Angie gets the longest coverage. But actually Scheer and the Greens should have gotten it.
Solar panels have sprung up all over the country side. Farmers seem to get the message. I haven't seen many in towns.
What a pity that you cannot get the fabulous Enercon wind turbines in the US. Their story is actually one of abuse of patents and the NSA spying out trade secrets (with German help):
http://en.wikipedia.org/wiki/Enercon
http://www.mail-archive.com/ctrl@listserv.aol.com/msg09891.htm
http://www.zeit.de/1999/40/199940.nsa_2_.xml
http://www.unibw.de/wow5_4/forschung/publikationen/ausgewahltearbeitenun...
The last link is from the University of the "Bundeswehr". Unfortunately only in German.
I have some concerns about Nanosolars product. I believe that the panels are only available to utilities and they are being very secretive about the product details. What is the life of these panels? Most manufacturers warrant their products for 20 years. A company that yields few details should be regarded with a measure of skepticism.

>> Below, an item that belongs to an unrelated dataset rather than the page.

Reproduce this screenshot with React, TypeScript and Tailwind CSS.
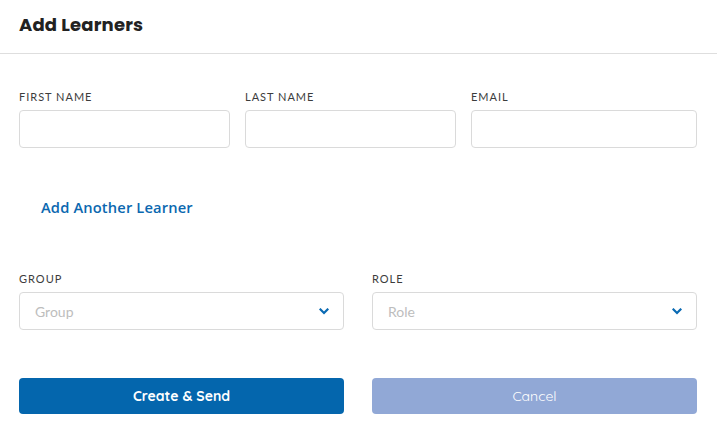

The NanoSolar "news" is pure PT Barnum. They can't make this stuff by the method they claim in any commercially viable quantities at this time. That is not to say that the approach will never work, but that the press release upon which all the reports were based is highly misleading creating the impression that they are much further along than they really are. This kind of hype ultimately does a disservice to a promising technological pathway. It will be many years before this promise if fullfilled. And believe me, 19.5% is not in the cards for this deposition technique.
My congenitally present shit-detector tells me that what you say is true. I would like some references -- it isn't enough to just assert that they are overstating their case.